What is being asked:
Copy all the data exactly, except the pictures.

Material for the task:
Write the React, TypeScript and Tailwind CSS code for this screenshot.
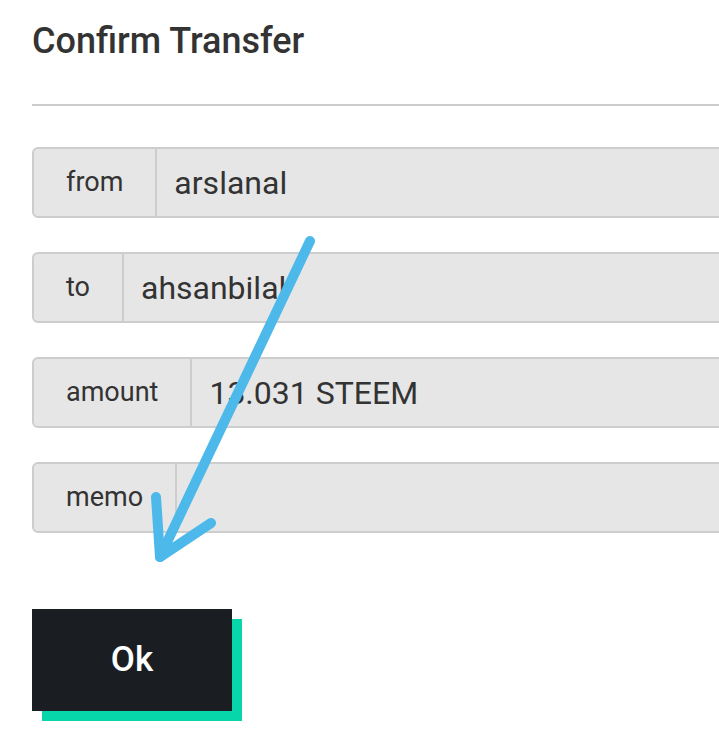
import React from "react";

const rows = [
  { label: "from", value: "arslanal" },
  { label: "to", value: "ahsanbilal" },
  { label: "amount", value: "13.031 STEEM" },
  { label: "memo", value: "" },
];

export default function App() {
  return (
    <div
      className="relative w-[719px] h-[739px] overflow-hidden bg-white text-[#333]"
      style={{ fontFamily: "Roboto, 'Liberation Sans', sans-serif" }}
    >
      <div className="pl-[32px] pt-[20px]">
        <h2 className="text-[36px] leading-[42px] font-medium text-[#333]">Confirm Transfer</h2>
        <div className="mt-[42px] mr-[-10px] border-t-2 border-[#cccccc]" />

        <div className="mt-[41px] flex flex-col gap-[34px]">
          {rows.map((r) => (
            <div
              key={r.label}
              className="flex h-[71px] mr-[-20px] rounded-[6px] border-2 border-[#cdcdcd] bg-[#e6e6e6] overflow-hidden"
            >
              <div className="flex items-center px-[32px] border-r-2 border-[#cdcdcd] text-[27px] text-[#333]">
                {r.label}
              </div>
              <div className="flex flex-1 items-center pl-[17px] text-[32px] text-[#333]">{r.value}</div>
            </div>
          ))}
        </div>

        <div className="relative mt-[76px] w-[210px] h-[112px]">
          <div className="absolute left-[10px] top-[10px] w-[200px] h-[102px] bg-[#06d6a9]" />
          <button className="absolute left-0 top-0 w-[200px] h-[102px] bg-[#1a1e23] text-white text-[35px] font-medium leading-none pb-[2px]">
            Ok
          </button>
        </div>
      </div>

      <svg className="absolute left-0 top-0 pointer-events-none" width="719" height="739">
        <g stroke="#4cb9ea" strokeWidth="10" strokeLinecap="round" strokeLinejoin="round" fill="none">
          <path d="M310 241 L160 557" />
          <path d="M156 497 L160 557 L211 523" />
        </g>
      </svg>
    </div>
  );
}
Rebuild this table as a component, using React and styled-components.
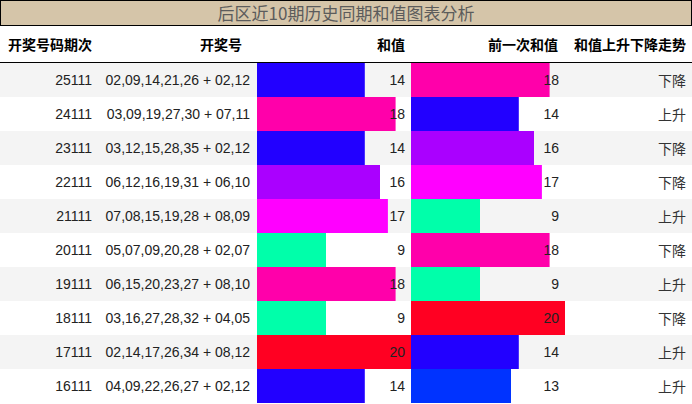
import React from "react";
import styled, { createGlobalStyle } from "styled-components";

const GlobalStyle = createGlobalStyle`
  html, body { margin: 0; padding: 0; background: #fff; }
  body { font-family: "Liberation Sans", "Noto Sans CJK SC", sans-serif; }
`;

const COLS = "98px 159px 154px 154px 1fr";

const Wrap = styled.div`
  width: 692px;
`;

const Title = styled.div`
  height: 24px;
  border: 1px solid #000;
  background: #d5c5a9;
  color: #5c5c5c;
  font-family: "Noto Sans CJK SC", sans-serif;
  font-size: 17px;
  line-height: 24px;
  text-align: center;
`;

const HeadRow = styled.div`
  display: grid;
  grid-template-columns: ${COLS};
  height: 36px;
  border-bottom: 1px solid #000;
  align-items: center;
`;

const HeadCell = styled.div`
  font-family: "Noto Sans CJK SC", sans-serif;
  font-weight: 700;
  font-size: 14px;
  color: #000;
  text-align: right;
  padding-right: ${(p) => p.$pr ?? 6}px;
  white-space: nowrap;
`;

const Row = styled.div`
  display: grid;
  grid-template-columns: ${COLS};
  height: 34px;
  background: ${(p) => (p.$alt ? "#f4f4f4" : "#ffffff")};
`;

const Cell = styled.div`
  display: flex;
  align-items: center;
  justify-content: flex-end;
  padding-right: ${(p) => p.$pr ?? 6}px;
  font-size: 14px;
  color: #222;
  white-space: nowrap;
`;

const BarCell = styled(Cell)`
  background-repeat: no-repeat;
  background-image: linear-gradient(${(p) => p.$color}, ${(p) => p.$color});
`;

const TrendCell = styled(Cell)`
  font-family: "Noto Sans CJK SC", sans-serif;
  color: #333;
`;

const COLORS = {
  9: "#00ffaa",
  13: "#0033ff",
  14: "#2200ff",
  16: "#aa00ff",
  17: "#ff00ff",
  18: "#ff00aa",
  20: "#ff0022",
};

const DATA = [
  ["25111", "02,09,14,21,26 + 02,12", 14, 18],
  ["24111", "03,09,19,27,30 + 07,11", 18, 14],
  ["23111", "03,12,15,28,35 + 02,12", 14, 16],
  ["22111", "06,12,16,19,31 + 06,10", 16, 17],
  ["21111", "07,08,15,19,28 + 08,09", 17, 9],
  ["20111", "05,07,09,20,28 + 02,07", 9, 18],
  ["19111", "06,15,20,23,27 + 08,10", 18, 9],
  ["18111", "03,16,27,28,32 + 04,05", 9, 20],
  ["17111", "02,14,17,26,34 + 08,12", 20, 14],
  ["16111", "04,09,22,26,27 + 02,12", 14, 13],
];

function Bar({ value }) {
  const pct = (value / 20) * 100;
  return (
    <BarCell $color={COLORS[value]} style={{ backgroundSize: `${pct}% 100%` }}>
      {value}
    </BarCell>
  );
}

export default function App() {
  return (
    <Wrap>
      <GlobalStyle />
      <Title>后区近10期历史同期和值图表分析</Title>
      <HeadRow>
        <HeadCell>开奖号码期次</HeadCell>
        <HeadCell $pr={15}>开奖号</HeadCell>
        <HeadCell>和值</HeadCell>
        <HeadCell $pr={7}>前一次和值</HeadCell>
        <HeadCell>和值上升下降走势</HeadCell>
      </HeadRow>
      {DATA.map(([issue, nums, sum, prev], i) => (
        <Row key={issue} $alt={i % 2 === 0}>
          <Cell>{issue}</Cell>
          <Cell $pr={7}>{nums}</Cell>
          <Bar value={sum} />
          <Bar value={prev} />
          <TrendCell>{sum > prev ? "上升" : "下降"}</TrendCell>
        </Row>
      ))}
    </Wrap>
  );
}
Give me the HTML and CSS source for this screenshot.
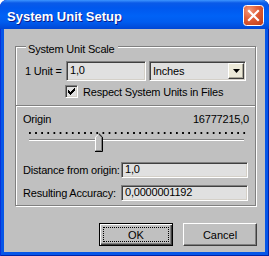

Expected answer:
Write the React, TypeScript and Tailwind CSS code for this screenshot.
import React from "react";

const rows = [
  { label: "from", value: "arslanal" },
  { label: "to", value: "ahsanbilal" },
  { label: "amount", value: "13.031 STEEM" },
  { label: "memo", value: "" },
];

export default function App() {
  return (
    <div
      className="relative w-[719px] h-[739px] overflow-hidden bg-white text-[#333]"
      style={{ fontFamily: "Roboto, 'Liberation Sans', sans-serif" }}
    >
      <div className="pl-[32px] pt-[20px]">
        <h2 className="text-[36px] leading-[42px] font-medium text-[#333]">Confirm Transfer</h2>
        <div className="mt-[42px] mr-[-10px] border-t-2 border-[#cccccc]" />

        <div className="mt-[41px] flex flex-col gap-[34px]">
          {rows.map((r) => (
            <div
              key={r.label}
              className="flex h-[71px] mr-[-20px] rounded-[6px] border-2 border-[#cdcdcd] bg-[#e6e6e6] overflow-hidden"
            >
              <div className="flex items-center px-[32px] border-r-2 border-[#cdcdcd] text-[27px] text-[#333]">
                {r.label}
              </div>
              <div className="flex flex-1 items-center pl-[17px] text-[32px] text-[#333]">{r.value}</div>
            </div>
          ))}
        </div>

        <div className="relative mt-[76px] w-[210px] h-[112px]">
          <div className="absolute left-[10px] top-[10px] w-[200px] h-[102px] bg-[#06d6a9]" />
          <button className="absolute left-0 top-0 w-[200px] h-[102px] bg-[#1a1e23] text-white text-[35px] font-medium leading-none pb-[2px]">
            Ok
          </button>
        </div>
      </div>

      <svg className="absolute left-0 top-0 pointer-events-none" width="719" height="739">
        <g stroke="#4cb9ea" strokeWidth="10" strokeLinecap="round" strokeLinejoin="round" fill="none">
          <path d="M310 241 L160 557" />
          <path d="M156 497 L160 557 L211 523" />
        </g>
      </svg>
    </div>
  );
}
Rebuild this table as a component, using React and styled-components.
import React from "react";
import styled, { createGlobalStyle } from "styled-components";

const GlobalStyle = createGlobalStyle`
  html, body { margin: 0; padding: 0; background: #fff; }
  body { font-family: "Liberation Sans", "Noto Sans CJK SC", sans-serif; }
`;

const COLS = "98px 159px 154px 154px 1fr";

const Wrap = styled.div`
  width: 692px;
`;

const Title = styled.div`
  height: 24px;
  border: 1px solid #000;
  background: #d5c5a9;
  color: #5c5c5c;
  font-family: "Noto Sans CJK SC", sans-serif;
  font-size: 17px;
  line-height: 24px;
  text-align: center;
`;

const HeadRow = styled.div`
  display: grid;
  grid-template-columns: ${COLS};
  height: 36px;
  border-bottom: 1px solid #000;
  align-items: center;
`;

const HeadCell = styled.div`
  font-family: "Noto Sans CJK SC", sans-serif;
  font-weight: 700;
  font-size: 14px;
  color: #000;
  text-align: right;
  padding-right: ${(p) => p.$pr ?? 6}px;
  white-space: nowrap;
`;

const Row = styled.div`
  display: grid;
  grid-template-columns: ${COLS};
  height: 34px;
  background: ${(p) => (p.$alt ? "#f4f4f4" : "#ffffff")};
`;

const Cell = styled.div`
  display: flex;
  align-items: center;
  justify-content: flex-end;
  padding-right: ${(p) => p.$pr ?? 6}px;
  font-size: 14px;
  color: #222;
  white-space: nowrap;
`;

const BarCell = styled(Cell)`
  background-repeat: no-repeat;
  background-image: linear-gradient(${(p) => p.$color}, ${(p) => p.$color});
`;

const TrendCell = styled(Cell)`
  font-family: "Noto Sans CJK SC", sans-serif;
  color: #333;
`;

const COLORS = {
  9: "#00ffaa",
  13: "#0033ff",
  14: "#2200ff",
  16: "#aa00ff",
  17: "#ff00ff",
  18: "#ff00aa",
  20: "#ff0022",
};

const DATA = [
  ["25111", "02,09,14,21,26 + 02,12", 14, 18],
  ["24111", "03,09,19,27,30 + 07,11", 18, 14],
  ["23111", "03,12,15,28,35 + 02,12", 14, 16],
  ["22111", "06,12,16,19,31 + 06,10", 16, 17],
  ["21111", "07,08,15,19,28 + 08,09", 17, 9],
  ["20111", "05,07,09,20,28 + 02,07", 9, 18],
  ["19111", "06,15,20,23,27 + 08,10", 18, 9],
  ["18111", "03,16,27,28,32 + 04,05", 9, 20],
  ["17111", "02,14,17,26,34 + 08,12", 20, 14],
  ["16111", "04,09,22,26,27 + 02,12", 14, 13],
];

function Bar({ value }) {
  const pct = (value / 20) * 100;
  return (
    <BarCell $color={COLORS[value]} style={{ backgroundSize: `${pct}% 100%` }}>
      {value}
    </BarCell>
  );
}

export default function App() {
  return (
    <Wrap>
      <GlobalStyle />
      <Title>后区近10期历史同期和值图表分析</Title>
      <HeadRow>
        <HeadCell>开奖号码期次</HeadCell>
        <HeadCell $pr={15}>开奖号</HeadCell>
        <HeadCell>和值</HeadCell>
        <HeadCell $pr={7}>前一次和值</HeadCell>
        <HeadCell>和值上升下降走势</HeadCell>
      </HeadRow>
      {DATA.map(([issue, nums, sum, prev], i) => (
        <Row key={issue} $alt={i % 2 === 0}>
          <Cell>{issue}</Cell>
          <Cell $pr={7}>{nums}</Cell>
          <Bar value={sum} />
          <Bar value={prev} />
          <TrendCell>{sum > prev ? "上升" : "下降"}</TrendCell>
        </Row>
      ))}
    </Wrap>
  );
}
Give me the HTML and CSS source for this screenshot.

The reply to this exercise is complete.